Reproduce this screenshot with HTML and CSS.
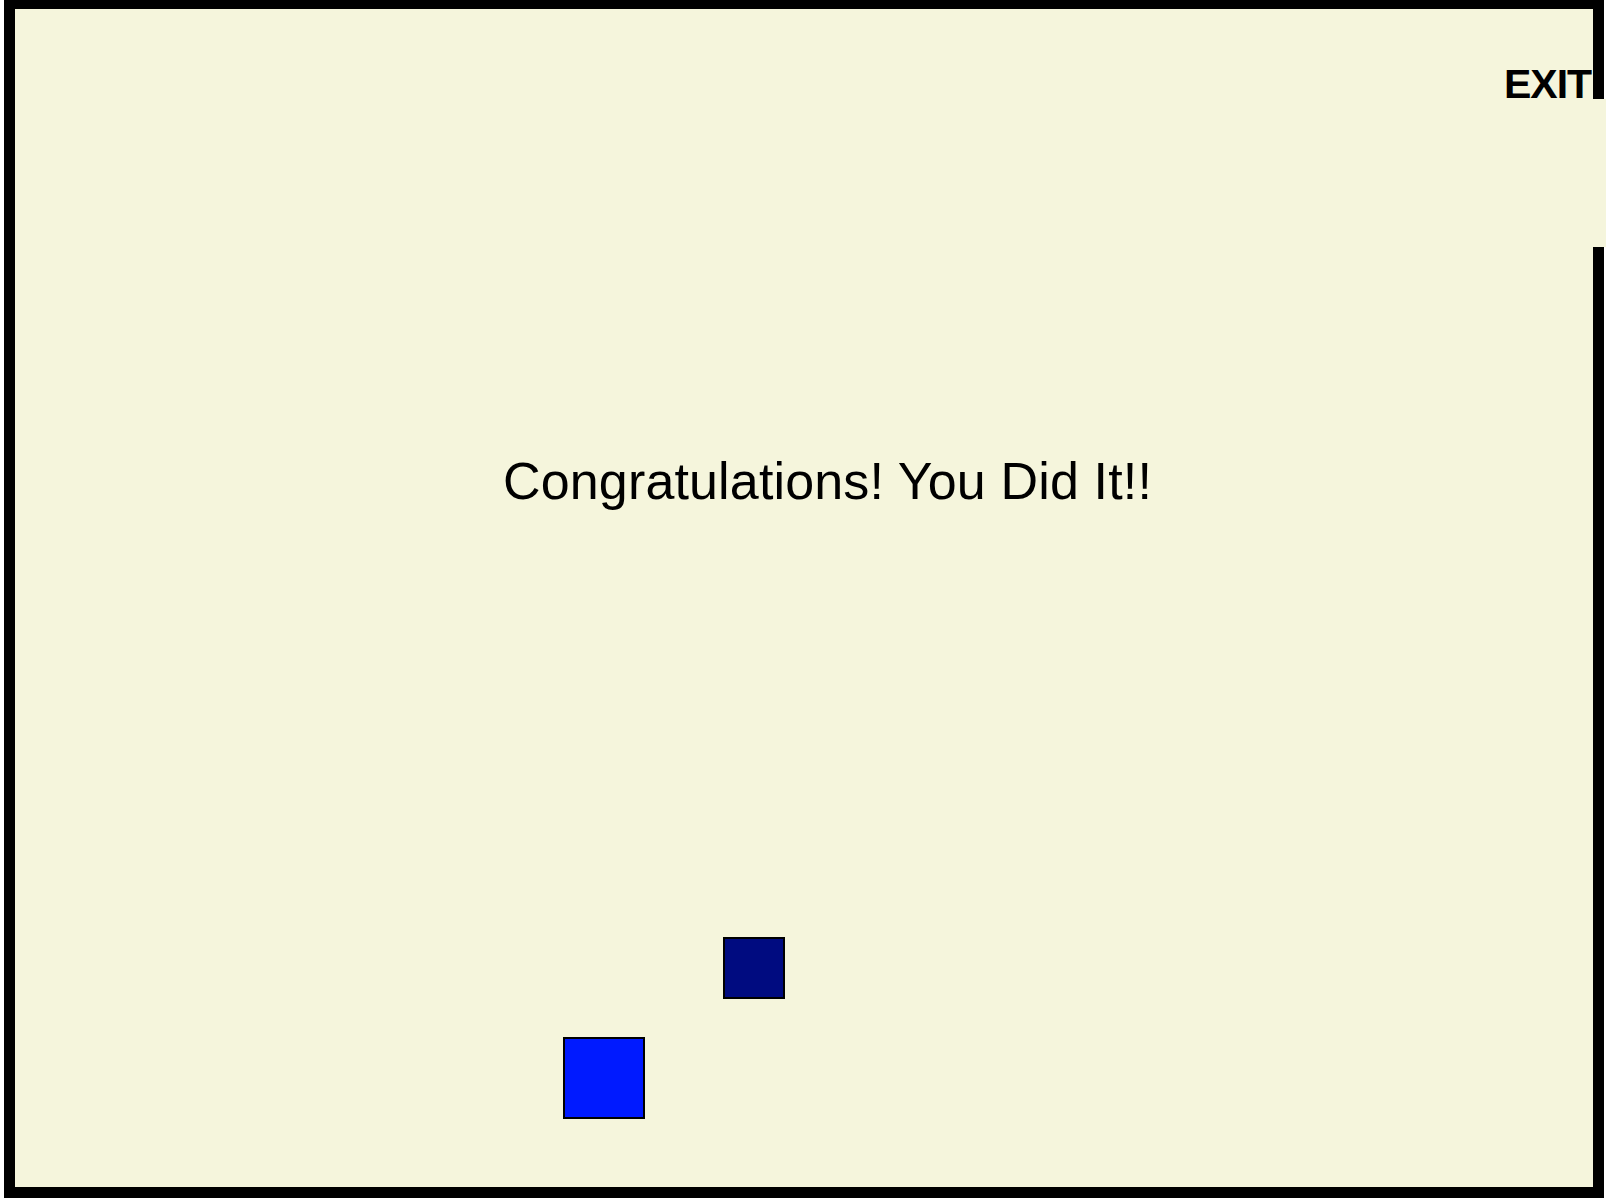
FILE: index.html
```html
<!DOCTYPE html>
<html>
<head>
<meta charset="utf-8">
<title>Maze</title>
<link rel="stylesheet" href="styles.css">
</head>
<body>
<div class="board">
  <div class="exit-gap"></div>
  <div class="exit-label">EXIT</div>
  <h1 class="message">Congratulations! You Did It!!</h1>
  <div class="piece piece-goal"></div>
  <div class="piece piece-player"></div>
</div>
</body>
</html>
```
FILE: styles.css
```css
html, body {
  margin: 0;
  padding: 0;
  background: #ffffff;
  overflow: hidden;
}
.board {
  position: relative;
  box-sizing: border-box;
  width: 1600px;
  height: 1198px;
  margin-left: 4px;
  background: #f5f5dc;
  border-style: solid;
  border-color: #000;
  border-width: 9px 11px 11px 11px;
  font-family: "Liberation Sans", Arial, Helvetica, sans-serif;
  color: #000;
}
.message {
  margin: 446px 0 0 488px;
  font-size: 52px;
  line-height: 52px;
  font-weight: normal;
  letter-spacing: 0.15px;
  white-space: nowrap;
}
.exit-gap {
  position: absolute;
  left: 1576px;
  top: 90px;
  width: 15px;
  height: 148px;
  background: #f5f5dc;
}
.exit-label {
  position: absolute;
  left: 1489px;
  top: 55px;
  font-size: 41px;
  line-height: 41px;
  font-weight: bold;
  letter-spacing: -1px;
}
.piece {
  position: absolute;
  box-sizing: border-box;
  border: 2px solid #000;
}
.piece-goal {
  left: 708px;
  top: 928px;
  width: 62px;
  height: 62px;
  background: #000b80;
}
.piece-player {
  left: 548px;
  top: 1028px;
  width: 82px;
  height: 82px;
  background: #001aff;
}
```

—————

[Problem to work on]:
Print out the lines exactly, skipping any picture.

[Worked answer]:
Reproduce this screenshot with HTML and CSS.
FILE: index.html
```html
<!DOCTYPE html>
<html>
<head>
<meta charset="utf-8">
<title>Maze</title>
<link rel="stylesheet" href="styles.css">
</head>
<body>
<div class="board">
  <div class="exit-gap"></div>
  <div class="exit-label">EXIT</div>
  <h1 class="message">Congratulations! You Did It!!</h1>
  <div class="piece piece-goal"></div>
  <div class="piece piece-player"></div>
</div>
</body>
</html>
```
FILE: styles.css
```css
html, body {
  margin: 0;
  padding: 0;
  background: #ffffff;
  overflow: hidden;
}
.board {
  position: relative;
  box-sizing: border-box;
  width: 1600px;
  height: 1198px;
  margin-left: 4px;
  background: #f5f5dc;
  border-style: solid;
  border-color: #000;
  border-width: 9px 11px 11px 11px;
  font-family: "Liberation Sans", Arial, Helvetica, sans-serif;
  color: #000;
}
.message {
  margin: 446px 0 0 488px;
  font-size: 52px;
  line-height: 52px;
  font-weight: normal;
  letter-spacing: 0.15px;
  white-space: nowrap;
}
.exit-gap {
  position: absolute;
  left: 1576px;
  top: 90px;
  width: 15px;
  height: 148px;
  background: #f5f5dc;
}
.exit-label {
  position: absolute;
  left: 1489px;
  top: 55px;
  font-size: 41px;
  line-height: 41px;
  font-weight: bold;
  letter-spacing: -1px;
}
.piece {
  position: absolute;
  box-sizing: border-box;
  border: 2px solid #000;
}
.piece-goal {
  left: 708px;
  top: 928px;
  width: 62px;
  height: 62px;
  background: #000b80;
}
.piece-player {
  left: 548px;
  top: 1028px;
  width: 82px;
  height: 82px;
  background: #001aff;
}
```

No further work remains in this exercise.